VPS3 has, until now, not been studied beyond its basic properties, while many other members of the MPX3 family are enjoying wide attention for their potential in two-dimensional physics and technological applications. We have demonstrated that this material has many intriguing opportunities and puzzles for further work, and have demonstrated an isostructural Mott transition in a new class of 2D van-der-Waals material for the first time. The insulator–metal transition and the overall transport mechanisms contrast strongly to the behavior observed in other members of this family—more work is required to ascertain exactly why. The lack of an accompanying structural change suggests that the transport properties of V0.9PS3 can be much more easily and responsively switched than in other van-der-Waals materials, whether by chemical doping, thin film strain or electrostatic gating. This and the material’s small and highly tunable band gap show great promise for future device applications based on van-der-Waals materials.

Methods

Single crystals of V0.9PS3 were grown via a chemical vapor transport method in a two-zone tube furnace at temperatures of 600 and 350 °C for 1 month using 0.1 g of TeCl4 flux for 1 g of reactants. Prior to the reaction, the quartz tubes used were cleaned and dried, loaded with V (99.5%), P (99.99%), and S (99.98%) powders under an argon atmosphere, then evacuated to 5 × 10−3 mbar with an oil diffusion pump before sealing. The crystals form with a vanadium deficiency, due to its natural tendency to V3+ valence (the transition metal in MPX3 is M2+), so a 20% excess of vanadium powder was added to the reactant mixture to attempt to mitigate this. In addition, it is worth noting that these reactions will form V2S3 or VS2 at higher temperatures so it is desirable to keep the hot zone temperature as low as possible for the reaction (Klingen gives the solid-state reaction temperatures for MPX38) while allowing sufficient heat for the flux to function. Crystals were characterized by powder and single-crystal diffraction for phase purity and by EDX for stoichiometry. The samples used in this study had stoichiometry of V0.9PS3, with an uncertainty of ±0.05 on the 0.9 vanadium fraction.

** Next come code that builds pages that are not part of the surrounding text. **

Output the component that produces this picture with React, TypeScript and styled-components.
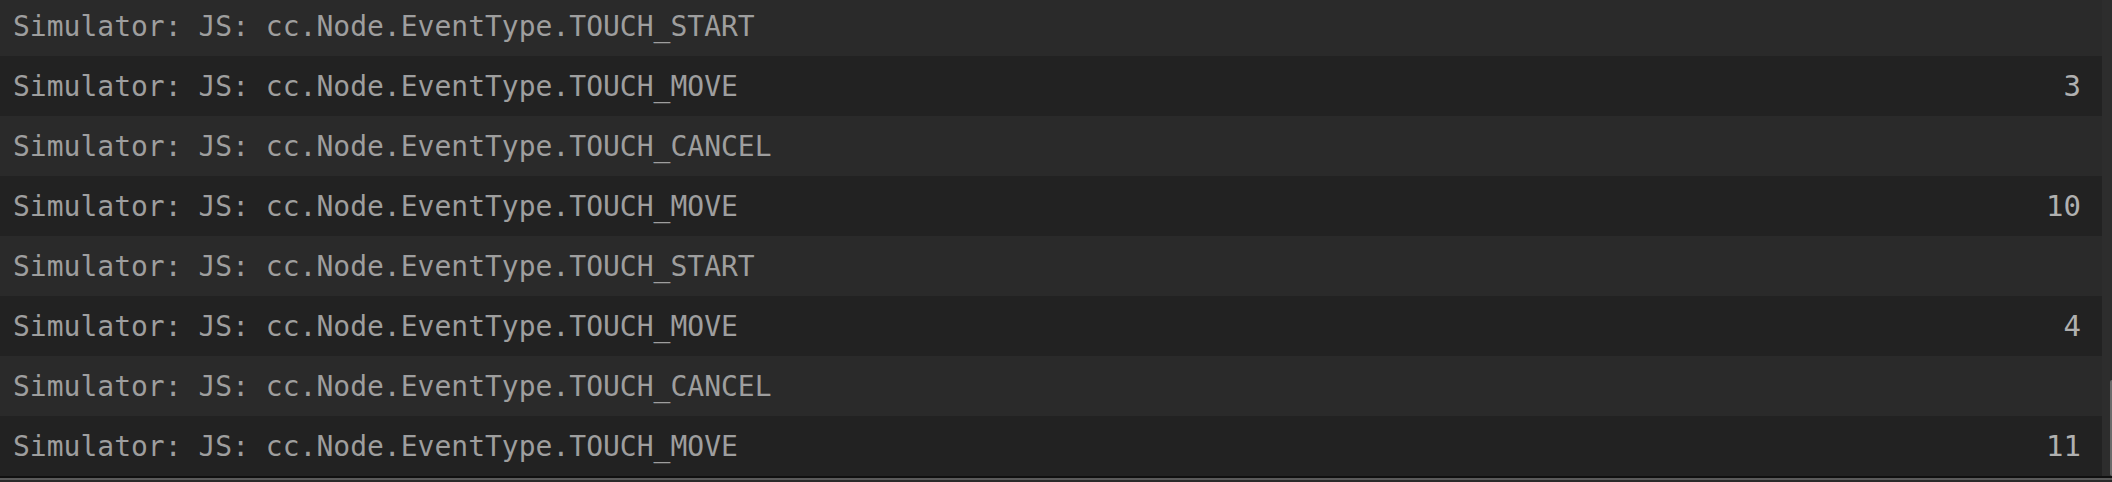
import React from "react";
import styled, { createGlobalStyle } from "styled-components";

const Global = createGlobalStyle`
  html, body { margin: 0; padding: 0; background: #2a2a2a; }
  body { overflow: hidden; }
`;

const Frame = styled.div`
  width: 2112px;
  height: 482px;
  display: flex;
  flex-direction: column;
  overflow: hidden;
  background: #2a2a2a;
`;

const Body = styled.div`
  height: 476px;
  display: flex;
  flex-direction: row;
  overflow: hidden;
`;

const List = styled.div`
  flex: 1;
  display: flex;
  flex-direction: column;
  margin-top: -4px;
`;

const Row = styled.div<{ $dark: boolean }>`
  height: 60px;
  flex: none;
  display: flex;
  align-items: center;
  justify-content: space-between;
  padding: 0 21px 0 13px;
  background: ${(p) => (p.$dark ? "#222222" : "#2a2a2a")};
  font-family: "DejaVu Sans Mono", Menlo, monospace;
  font-size: 28px;
  color: #9e9e9e;
`;

const Message = styled.span`
  white-space: nowrap;
`;

const Count = styled.span`
  color: #b0b0b0;
  font-size: 29px;
  white-space: nowrap;
`;

const Track = styled.div`
  width: 10px;
  flex: none;
  background: #2d2d2d;
  display: flex;
  flex-direction: column;
  justify-content: flex-end;
  align-items: flex-end;
`;

const Thumb = styled.div`
  width: 2px;
  height: 96px;
  background: #6b6b6b;
  border-radius: 2px 0 0 2px;
`;

const BottomEdge = styled.div`
  flex: none;
  height: 6px;
  border-top: 2px solid #101010;
  border-bottom: 2px solid #2a2a2a;
  background: #5a5a5a;
  box-sizing: border-box;
`;

const rows: { text: string; count?: number }[] = [
  { text: "Simulator: JS: cc.Node.EventType.TOUCH_START" },
  { text: "Simulator: JS: cc.Node.EventType.TOUCH_MOVE", count: 3 },
  { text: "Simulator: JS: cc.Node.EventType.TOUCH_CANCEL" },
  { text: "Simulator: JS: cc.Node.EventType.TOUCH_MOVE", count: 10 },
  { text: "Simulator: JS: cc.Node.EventType.TOUCH_START" },
  { text: "Simulator: JS: cc.Node.EventType.TOUCH_MOVE", count: 4 },
  { text: "Simulator: JS: cc.Node.EventType.TOUCH_CANCEL" },
  { text: "Simulator: JS: cc.Node.EventType.TOUCH_MOVE", count: 11 },
];

export default function App() {
  return (
    <>
      <Global />
      <Frame>
        <Body>
          <List>
            {rows.map((r, i) => (
              <Row key={i} $dark={i % 2 === 1}>
                <Message>{r.text}</Message>
                {r.count !== undefined && <Count>{r.count}</Count>}
              </Row>
            ))}
          </List>
          <Track>
            <Thumb />
          </Track>
        </Body>
        <BottomEdge />
      </Frame>
    </>
  );
}
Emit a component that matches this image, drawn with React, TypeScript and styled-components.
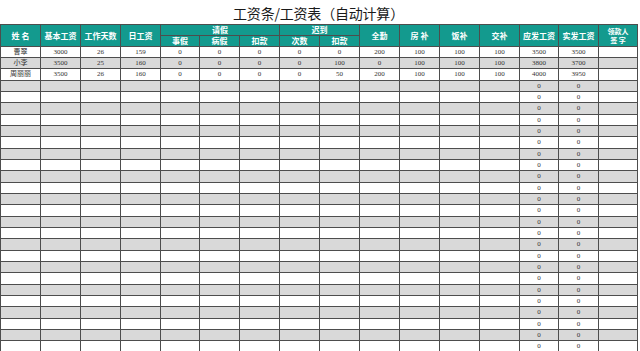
import { FC } from "react";
import styled, { createGlobalStyle } from "styled-components";

const GlobalStyle = createGlobalStyle`
  html, body {
    margin: 0;
    padding: 0;
    background: #ffffff;
    overflow: hidden;
  }
`;

type Row = (string | number)[];

// 姓名, 基本工资, 工作天数, 日工资, 事假, 病假, 扣款, 次数, 扣款, 全勤, 房补, 饭补, 交补, 应发工资, 实发工资, 签字
const filled: Row[] = [
  ["曹翠", 3000, 26, 159, 0, 0, 0, 0, 0, 200, 100, 100, 100, 3500, 3500, ""],
  ["小李", 3500, 25, 160, 0, 0, 0, 0, 100, 0, 100, 100, 100, 3800, 3700, ""],
  ["周丽丽", 3500, 26, 160, 0, 0, 0, 0, 50, 200, 100, 100, 100, 4000, 3950, ""],
];

const TOTAL_ROWS = 27;

const rows: Row[] = Array.from({ length: TOTAL_ROWS }, (_, i) => {
  if (i < filled.length) return filled[i];
  const r: Row = Array(16).fill("");
  r[13] = 0;
  r[14] = 0;
  return r;
});

const App: FC = () => {
  return (
    <>
      <GlobalStyle />
      <Page>
        <Title>工资条/工资表（自动计算）</Title>
        <Sheet>
          <HeadCell $col={1} $row={1} $rowSpan={2}>姓 名</HeadCell>
          <HeadCell $col={2} $row={1} $rowSpan={2}>基本工资</HeadCell>
          <HeadCell $col={3} $row={1} $rowSpan={2}>工作天数</HeadCell>
          <HeadCell $col={4} $row={1} $rowSpan={2}>日工资</HeadCell>
          <HeadCell $col={5} $row={1} $colSpan={3}>请假</HeadCell>
          <HeadCell $col={8} $row={1} $colSpan={2}>迟到</HeadCell>
          <HeadCell $col={5} $row={2}>事假</HeadCell>
          <HeadCell $col={6} $row={2}>病假</HeadCell>
          <HeadCell $col={7} $row={2}>扣款</HeadCell>
          <HeadCell $col={8} $row={2}>次数</HeadCell>
          <HeadCell $col={9} $row={2}>扣款</HeadCell>
          <HeadCell $col={10} $row={1} $rowSpan={2}>全勤</HeadCell>
          <HeadCell $col={11} $row={1} $rowSpan={2}>房 补</HeadCell>
          <HeadCell $col={12} $row={1} $rowSpan={2}>饭补</HeadCell>
          <HeadCell $col={13} $row={1} $rowSpan={2}>交补</HeadCell>
          <HeadCell $col={14} $row={1} $rowSpan={2}>应发工资</HeadCell>
          <HeadCell $col={15} $row={1} $rowSpan={2}>实发工资</HeadCell>
          <HeadCell $col={16} $row={1} $rowSpan={2}>
            <SignLabel>
              <span>领款人</span>
              <span>签 字</span>
            </SignLabel>
          </HeadCell>
          {rows.map((r, i) =>
            r.map((v, j) => (
              <Cell key={`${i}-${j}`} $striped={i % 2 === 1}>
                {v}
              </Cell>
            ))
          )}
        </Sheet>
      </Page>
    </>
  );
};

const Page = styled.div`
  width: 640px;
  height: 351px;
  overflow: hidden;
  display: flex;
  flex-direction: column;
`;

const Title = styled.div`
  height: 24px;
  width: 637px;
  flex-shrink: 0;
  display: flex;
  align-items: center;
  justify-content: center;
  padding-top: 1px;
  box-sizing: border-box;
  font-family: "Noto Sans CJK SC", "Noto Sans", sans-serif;
  font-size: 14px;
  color: #1a1a1a;
  letter-spacing: -0.2px;
`;

const Sheet = styled.div`
  width: max-content;
  display: grid;
  grid-template-columns: 39px 39px 39px 39px 38px 39px 39px 39px 39px 39px 39px 39px 39px 38px 39px 38px;
  grid-template-rows: 10px 10px;
  grid-auto-rows: 10px 10px 11px;
  gap: 1px;
  background: #4d4d4d;
  border: 1px solid #4d4d4d;
  border-bottom: none;
  flex-shrink: 0;
`;

const HeadCell = styled.div<{
  $col: number;
  $row: number;
  $colSpan?: number;
  $rowSpan?: number;
}>`
  grid-column: ${(p) => p.$col} / span ${(p) => p.$colSpan ?? 1};
  grid-row: ${(p) => p.$row} / span ${(p) => p.$rowSpan ?? 1};
  background: #139a8e;
  color: #ffffff;
  display: flex;
  align-items: center;
  justify-content: center;
  font-family: "Noto Sans CJK SC", "Noto Sans", sans-serif;
  font-weight: 700;
  font-size: 8px;
  line-height: 1;
  white-space: nowrap;
  overflow: hidden;
`;

const SignLabel = styled.div`
  display: flex;
  flex-direction: column;
  align-items: center;
  font-size: 7px;
  line-height: 8px;
  gap: 1px;
`;

const Cell = styled.div<{ $striped: boolean }>`
  background: ${(p) => (p.$striped ? "#d9d9d9" : "#ffffff")};
  color: #333333;
  display: flex;
  align-items: center;
  justify-content: center;
  font-family: "Liberation Serif", "Noto Sans CJK SC", serif;
  font-size: 7px;
  line-height: 1;
  overflow: hidden;
  white-space: nowrap;
`;

export default App;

The pressure evolution of the crystal structure was found from powder x-ray diffraction carried out at room temperature on the I15 beamline at the Diamond Light Source. The powder sample used was ground under an argon atmosphere (to prevent water uptake) and in liquid nitrogen to attempt to mitigate the effects of preferred orientation. Helium was used as the pressure-transmitting medium and the shift in fluorescence wavelength of ruby spheres placed inside the high-pressure region was used as the pressure calibrant.52 An x-ray energy of 29.2 KeV (λ = 0.4246 Å) was used to collect the diffraction patterns. A MAR345 2D detector with pixel size 100 × 100 μm was used to record the diffraction patterns with 120 s exposure times and a 24° rocking of the sample. The data were initially processed using Dawn53 (with a LaB6 calibration), the subsequent Rietveld refinements were calculated using the GSAS-II software package54 and the structures visualized in VESTA.55 For the structural refinements, a spherical harmonics model for the observed peak heights was used to take into account the strong (and pressure-dependent) effects of preferred orientation.

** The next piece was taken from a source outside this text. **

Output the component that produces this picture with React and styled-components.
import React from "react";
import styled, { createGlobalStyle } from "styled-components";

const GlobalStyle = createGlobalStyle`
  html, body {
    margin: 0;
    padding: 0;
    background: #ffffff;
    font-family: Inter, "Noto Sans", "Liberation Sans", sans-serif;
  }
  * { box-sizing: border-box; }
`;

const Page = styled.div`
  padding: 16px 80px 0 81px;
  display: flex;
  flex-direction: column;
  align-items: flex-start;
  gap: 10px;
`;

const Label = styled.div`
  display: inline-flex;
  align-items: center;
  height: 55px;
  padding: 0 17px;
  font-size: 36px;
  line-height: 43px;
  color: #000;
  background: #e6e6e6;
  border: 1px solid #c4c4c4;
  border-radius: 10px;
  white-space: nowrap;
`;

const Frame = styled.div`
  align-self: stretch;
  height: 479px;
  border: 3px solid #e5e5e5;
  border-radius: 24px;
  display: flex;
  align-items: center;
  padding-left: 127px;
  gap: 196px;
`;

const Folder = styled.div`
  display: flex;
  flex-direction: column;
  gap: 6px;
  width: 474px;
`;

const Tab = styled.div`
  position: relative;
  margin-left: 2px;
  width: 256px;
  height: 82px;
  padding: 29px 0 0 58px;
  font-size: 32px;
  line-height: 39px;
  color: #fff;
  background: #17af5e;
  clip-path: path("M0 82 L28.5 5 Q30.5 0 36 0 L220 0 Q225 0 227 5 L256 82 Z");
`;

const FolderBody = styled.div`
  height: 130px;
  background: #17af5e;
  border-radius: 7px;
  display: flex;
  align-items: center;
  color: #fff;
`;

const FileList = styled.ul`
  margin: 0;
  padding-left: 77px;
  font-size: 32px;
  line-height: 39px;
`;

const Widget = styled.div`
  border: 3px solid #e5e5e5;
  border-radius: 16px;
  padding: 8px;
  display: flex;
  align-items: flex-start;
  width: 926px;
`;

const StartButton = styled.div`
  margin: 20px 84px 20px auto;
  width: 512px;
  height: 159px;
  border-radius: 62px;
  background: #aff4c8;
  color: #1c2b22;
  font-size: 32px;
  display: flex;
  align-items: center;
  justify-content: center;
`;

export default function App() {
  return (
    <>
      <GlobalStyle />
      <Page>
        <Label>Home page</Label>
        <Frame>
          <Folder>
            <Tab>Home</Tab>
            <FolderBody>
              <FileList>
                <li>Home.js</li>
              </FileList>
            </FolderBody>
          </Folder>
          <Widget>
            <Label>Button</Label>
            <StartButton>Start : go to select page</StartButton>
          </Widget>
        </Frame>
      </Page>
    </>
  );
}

Resistivity measurements were performed on single crystals using a Keithley 2410 Source Meter with a fixed supplied current of 0.01 μA at an ambient pressure, and for high pressures using the internal resistance bridge of the PPMS (Quantum Design) cryostat used for temperature control. To prepare the samples for these measurements, they were first mechanically cleaved to expose clean surfaces in the ab plane and a 50 nm layer of gold was then sputtered onto the surface to form contact pads in the standard 4-wire geometry via a foil mask. As can be seen in the sample photograph presented in the Supplementary Material, in this particular case the paired voltage and current wires were attached to only two contact pads, for a quasi-4-point setup—but the resistance of the gold pads was verified to be orders of magnitude below the sample resistance at all points and so the measurement indistinguishable from 4-wire. Gold wires were then bonded to these using Dupont 6838 silver epoxy, cured at 180 °C for 1 h.

A diamond anvil cell56,57 with 1 mm anvil culets and heat-treated Be-Cu gasket was used for the high-pressure resistivity measurements. Glycerol was used as the hydrostatic pressure medium and ruby was used to determine the pressure as with the x-ray study. Estimated pressure uncertainties are ±1 kbar and the environment can be expected to be close to hydrostatic over the range considered, as with the structural experiments. No effect was seen on the sample properties at the freezing pressure of the helium used in the x-ray study.